# Exercise instructions
In the data below, find every line with the string "image" and pull it out.

# Data provided
** Start **

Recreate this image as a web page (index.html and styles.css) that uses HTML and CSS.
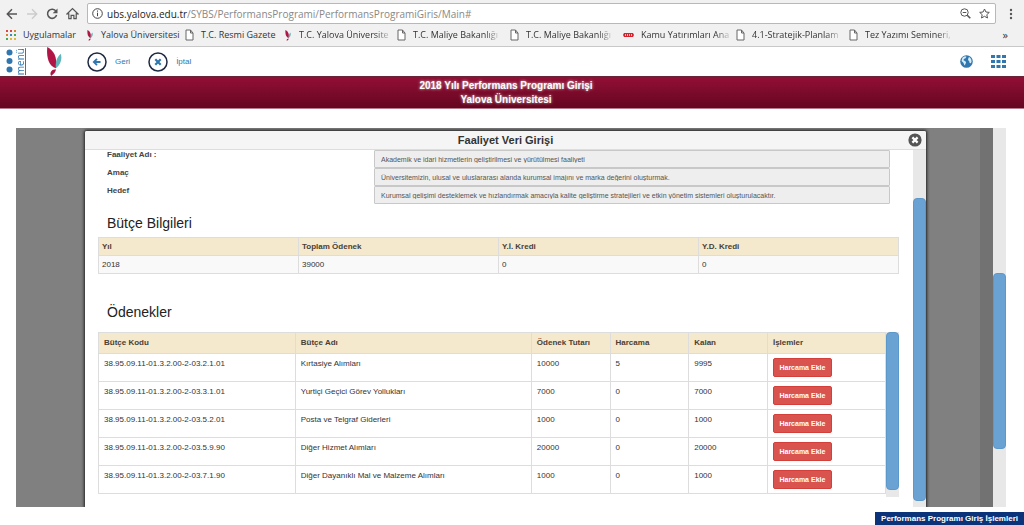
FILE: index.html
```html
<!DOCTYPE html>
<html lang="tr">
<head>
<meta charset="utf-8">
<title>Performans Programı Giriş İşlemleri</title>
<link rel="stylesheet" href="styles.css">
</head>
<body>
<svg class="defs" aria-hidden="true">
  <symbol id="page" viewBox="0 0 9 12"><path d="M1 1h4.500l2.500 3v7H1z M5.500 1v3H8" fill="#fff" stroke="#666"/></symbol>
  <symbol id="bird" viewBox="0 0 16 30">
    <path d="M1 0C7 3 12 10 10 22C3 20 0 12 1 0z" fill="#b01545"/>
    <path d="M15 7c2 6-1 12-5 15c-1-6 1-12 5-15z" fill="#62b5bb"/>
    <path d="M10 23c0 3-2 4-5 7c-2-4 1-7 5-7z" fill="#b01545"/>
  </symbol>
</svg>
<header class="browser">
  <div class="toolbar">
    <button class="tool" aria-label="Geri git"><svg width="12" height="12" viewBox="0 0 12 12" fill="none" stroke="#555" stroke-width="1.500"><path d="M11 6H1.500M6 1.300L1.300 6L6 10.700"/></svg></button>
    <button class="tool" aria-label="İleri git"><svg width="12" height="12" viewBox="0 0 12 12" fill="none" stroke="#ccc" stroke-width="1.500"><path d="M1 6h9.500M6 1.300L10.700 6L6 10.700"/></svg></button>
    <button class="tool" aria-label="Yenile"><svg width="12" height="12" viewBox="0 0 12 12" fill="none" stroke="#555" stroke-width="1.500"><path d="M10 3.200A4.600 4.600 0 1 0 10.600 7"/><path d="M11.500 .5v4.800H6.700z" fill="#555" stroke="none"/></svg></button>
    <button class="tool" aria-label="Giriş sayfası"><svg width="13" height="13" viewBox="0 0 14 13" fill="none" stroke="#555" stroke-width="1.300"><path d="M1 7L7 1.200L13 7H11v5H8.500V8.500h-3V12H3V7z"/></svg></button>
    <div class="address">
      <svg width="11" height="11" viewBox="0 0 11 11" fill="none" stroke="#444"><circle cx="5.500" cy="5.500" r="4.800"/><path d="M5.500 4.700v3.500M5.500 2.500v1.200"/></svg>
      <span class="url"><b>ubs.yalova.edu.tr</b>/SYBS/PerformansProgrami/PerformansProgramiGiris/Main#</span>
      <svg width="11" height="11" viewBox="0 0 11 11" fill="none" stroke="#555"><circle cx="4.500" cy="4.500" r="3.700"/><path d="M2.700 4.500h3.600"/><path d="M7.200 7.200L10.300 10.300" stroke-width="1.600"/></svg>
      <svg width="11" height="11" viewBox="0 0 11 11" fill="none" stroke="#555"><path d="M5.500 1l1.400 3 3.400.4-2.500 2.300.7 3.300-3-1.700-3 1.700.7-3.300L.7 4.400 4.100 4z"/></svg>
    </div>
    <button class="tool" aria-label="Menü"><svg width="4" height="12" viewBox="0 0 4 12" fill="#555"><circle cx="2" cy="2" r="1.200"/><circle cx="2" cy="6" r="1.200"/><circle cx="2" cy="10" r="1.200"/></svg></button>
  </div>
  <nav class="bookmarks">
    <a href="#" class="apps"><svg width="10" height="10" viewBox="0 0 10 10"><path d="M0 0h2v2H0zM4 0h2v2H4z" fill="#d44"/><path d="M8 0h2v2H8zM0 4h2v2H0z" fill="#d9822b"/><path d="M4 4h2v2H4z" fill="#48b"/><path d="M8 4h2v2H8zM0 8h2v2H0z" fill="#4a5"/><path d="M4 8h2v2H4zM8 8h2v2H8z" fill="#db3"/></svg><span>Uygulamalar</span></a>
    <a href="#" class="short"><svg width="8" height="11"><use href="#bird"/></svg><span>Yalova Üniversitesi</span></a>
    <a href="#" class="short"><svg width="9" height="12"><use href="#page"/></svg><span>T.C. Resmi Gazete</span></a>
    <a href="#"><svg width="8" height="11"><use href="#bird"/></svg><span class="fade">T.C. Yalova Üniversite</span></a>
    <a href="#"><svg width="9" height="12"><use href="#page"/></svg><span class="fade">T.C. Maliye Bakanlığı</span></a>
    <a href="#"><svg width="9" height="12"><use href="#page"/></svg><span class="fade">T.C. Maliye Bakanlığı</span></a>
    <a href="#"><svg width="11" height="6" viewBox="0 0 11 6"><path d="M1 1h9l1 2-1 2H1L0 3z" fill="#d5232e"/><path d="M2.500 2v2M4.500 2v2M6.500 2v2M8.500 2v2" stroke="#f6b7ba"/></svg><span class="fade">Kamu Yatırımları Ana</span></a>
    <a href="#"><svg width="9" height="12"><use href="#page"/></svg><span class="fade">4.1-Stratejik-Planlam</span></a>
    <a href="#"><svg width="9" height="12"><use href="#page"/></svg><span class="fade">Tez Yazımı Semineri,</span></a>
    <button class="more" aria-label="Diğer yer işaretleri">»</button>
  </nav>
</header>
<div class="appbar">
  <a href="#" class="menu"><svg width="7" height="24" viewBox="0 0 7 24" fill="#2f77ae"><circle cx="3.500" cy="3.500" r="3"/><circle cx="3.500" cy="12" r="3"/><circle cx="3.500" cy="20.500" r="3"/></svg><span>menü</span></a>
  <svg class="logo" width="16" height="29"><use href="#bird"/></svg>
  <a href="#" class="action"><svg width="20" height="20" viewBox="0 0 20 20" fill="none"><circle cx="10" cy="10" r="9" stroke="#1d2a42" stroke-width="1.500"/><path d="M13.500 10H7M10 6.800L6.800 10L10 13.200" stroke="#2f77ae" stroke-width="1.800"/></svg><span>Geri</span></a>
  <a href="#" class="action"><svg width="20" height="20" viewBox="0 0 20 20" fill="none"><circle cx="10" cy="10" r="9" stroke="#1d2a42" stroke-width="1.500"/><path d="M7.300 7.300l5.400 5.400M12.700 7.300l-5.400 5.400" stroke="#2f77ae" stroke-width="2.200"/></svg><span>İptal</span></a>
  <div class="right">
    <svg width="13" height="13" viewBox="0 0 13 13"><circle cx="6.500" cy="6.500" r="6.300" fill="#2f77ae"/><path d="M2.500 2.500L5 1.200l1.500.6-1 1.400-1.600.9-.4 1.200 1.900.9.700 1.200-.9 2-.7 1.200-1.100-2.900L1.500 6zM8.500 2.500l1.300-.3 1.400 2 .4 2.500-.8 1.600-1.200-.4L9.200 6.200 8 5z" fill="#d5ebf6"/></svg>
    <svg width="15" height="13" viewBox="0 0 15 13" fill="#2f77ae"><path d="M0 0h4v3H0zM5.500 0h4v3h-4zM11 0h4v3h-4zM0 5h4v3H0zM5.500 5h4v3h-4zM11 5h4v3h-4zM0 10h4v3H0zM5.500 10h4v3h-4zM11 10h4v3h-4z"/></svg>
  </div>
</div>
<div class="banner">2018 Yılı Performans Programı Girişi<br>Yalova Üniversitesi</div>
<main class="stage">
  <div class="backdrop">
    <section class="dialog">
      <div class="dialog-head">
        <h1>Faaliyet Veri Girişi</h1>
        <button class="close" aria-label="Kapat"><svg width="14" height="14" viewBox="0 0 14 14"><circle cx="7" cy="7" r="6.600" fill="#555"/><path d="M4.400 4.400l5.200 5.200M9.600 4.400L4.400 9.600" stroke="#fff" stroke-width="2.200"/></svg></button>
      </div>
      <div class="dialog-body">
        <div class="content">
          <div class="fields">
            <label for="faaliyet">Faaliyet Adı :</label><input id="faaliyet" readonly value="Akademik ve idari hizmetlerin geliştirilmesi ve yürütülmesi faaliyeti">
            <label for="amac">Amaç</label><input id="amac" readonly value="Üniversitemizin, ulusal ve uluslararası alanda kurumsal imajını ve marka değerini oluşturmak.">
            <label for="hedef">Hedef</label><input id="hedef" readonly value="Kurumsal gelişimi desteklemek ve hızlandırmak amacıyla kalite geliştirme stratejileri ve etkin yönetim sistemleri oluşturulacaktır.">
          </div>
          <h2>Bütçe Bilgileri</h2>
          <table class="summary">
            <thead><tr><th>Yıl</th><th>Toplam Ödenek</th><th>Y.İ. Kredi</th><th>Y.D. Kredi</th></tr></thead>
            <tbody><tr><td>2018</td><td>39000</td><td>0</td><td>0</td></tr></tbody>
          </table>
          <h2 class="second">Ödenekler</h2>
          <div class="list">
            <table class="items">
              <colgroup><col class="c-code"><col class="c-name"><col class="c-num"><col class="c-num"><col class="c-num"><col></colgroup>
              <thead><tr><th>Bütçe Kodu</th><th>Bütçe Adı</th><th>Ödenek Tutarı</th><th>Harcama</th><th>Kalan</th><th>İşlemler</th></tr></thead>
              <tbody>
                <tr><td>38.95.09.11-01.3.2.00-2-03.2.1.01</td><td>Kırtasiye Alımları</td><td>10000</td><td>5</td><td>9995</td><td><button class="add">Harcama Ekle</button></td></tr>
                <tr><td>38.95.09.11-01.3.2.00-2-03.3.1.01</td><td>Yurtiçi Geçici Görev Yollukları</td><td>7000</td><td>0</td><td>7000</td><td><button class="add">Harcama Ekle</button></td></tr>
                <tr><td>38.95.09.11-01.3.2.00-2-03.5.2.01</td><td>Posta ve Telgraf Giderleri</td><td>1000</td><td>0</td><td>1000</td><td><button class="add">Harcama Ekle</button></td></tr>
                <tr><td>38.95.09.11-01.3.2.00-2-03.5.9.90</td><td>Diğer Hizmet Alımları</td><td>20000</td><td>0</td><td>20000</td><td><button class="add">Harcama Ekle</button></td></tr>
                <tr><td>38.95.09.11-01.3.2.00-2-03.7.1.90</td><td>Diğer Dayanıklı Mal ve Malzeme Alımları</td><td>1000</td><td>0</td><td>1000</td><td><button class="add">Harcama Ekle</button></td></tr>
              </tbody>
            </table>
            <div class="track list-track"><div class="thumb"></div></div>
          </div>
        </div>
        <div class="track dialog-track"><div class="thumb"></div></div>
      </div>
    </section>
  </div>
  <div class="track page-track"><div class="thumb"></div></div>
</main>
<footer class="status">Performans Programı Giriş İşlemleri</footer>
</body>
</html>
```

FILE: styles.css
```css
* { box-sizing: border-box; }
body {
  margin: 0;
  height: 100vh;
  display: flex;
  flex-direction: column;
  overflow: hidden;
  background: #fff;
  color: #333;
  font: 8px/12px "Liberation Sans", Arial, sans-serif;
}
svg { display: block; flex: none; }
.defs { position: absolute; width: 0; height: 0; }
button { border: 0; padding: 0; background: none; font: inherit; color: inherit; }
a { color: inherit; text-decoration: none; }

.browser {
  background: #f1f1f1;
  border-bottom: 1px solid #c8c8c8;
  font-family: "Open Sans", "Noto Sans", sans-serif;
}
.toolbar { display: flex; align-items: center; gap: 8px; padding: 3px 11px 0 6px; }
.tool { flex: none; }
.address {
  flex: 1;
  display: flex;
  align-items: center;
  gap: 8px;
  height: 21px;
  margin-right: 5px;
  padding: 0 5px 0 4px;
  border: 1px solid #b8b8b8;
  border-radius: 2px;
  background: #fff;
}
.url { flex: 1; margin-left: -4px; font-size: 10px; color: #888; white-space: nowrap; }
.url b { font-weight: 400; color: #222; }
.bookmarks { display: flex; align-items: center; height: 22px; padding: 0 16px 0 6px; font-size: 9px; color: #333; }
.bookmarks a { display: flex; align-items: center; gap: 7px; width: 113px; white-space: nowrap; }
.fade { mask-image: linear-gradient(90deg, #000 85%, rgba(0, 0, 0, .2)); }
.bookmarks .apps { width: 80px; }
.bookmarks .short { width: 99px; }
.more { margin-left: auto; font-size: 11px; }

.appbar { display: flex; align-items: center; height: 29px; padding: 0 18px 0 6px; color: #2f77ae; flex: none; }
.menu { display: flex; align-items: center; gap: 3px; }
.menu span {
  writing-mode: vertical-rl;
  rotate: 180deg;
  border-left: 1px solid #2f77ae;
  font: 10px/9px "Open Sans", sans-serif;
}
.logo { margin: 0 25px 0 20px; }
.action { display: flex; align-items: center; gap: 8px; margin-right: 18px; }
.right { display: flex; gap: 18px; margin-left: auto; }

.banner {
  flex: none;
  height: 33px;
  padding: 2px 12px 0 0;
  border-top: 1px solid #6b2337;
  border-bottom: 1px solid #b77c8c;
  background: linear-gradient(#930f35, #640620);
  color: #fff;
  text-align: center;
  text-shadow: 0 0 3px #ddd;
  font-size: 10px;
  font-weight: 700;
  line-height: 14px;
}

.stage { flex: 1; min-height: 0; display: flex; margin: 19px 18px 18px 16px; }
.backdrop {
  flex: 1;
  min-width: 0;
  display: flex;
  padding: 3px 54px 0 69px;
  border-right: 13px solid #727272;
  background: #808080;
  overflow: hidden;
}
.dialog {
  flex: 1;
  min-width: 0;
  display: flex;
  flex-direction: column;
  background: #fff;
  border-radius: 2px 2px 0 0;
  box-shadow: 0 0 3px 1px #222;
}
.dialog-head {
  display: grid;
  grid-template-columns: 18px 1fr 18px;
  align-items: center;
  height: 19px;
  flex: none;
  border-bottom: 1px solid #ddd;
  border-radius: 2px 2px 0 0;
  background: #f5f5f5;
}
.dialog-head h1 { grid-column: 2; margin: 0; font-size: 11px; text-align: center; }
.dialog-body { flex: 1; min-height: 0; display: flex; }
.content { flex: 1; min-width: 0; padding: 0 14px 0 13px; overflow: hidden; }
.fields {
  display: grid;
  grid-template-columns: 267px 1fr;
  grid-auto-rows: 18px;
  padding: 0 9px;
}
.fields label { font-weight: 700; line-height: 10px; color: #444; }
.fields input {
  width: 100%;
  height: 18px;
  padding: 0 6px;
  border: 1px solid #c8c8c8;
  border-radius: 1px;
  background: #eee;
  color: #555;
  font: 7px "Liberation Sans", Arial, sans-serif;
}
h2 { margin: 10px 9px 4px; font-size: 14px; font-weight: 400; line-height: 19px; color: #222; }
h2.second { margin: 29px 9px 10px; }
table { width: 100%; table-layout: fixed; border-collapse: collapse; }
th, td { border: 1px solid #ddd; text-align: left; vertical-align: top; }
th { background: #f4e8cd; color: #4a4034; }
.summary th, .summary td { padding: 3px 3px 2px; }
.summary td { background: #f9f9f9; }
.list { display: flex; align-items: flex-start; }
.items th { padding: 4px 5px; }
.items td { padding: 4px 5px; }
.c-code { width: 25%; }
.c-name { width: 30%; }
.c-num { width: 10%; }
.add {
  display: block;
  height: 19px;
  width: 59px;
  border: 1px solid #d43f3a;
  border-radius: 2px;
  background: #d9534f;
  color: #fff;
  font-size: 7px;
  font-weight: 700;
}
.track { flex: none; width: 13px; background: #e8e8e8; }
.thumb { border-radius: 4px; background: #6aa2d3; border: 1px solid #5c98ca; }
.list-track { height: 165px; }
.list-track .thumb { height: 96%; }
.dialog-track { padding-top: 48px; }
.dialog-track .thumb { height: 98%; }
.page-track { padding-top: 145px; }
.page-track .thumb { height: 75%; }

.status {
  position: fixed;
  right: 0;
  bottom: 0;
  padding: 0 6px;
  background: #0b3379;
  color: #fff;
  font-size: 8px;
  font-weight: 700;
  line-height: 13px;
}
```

** End **

# Answer for this exercise
Recreate this image as a web page (index.html and styles.css) that uses HTML and CSS.
.fade { mask-image: linear-gradient(90deg, #000 85%, rgba(0, 0, 0, .2)); }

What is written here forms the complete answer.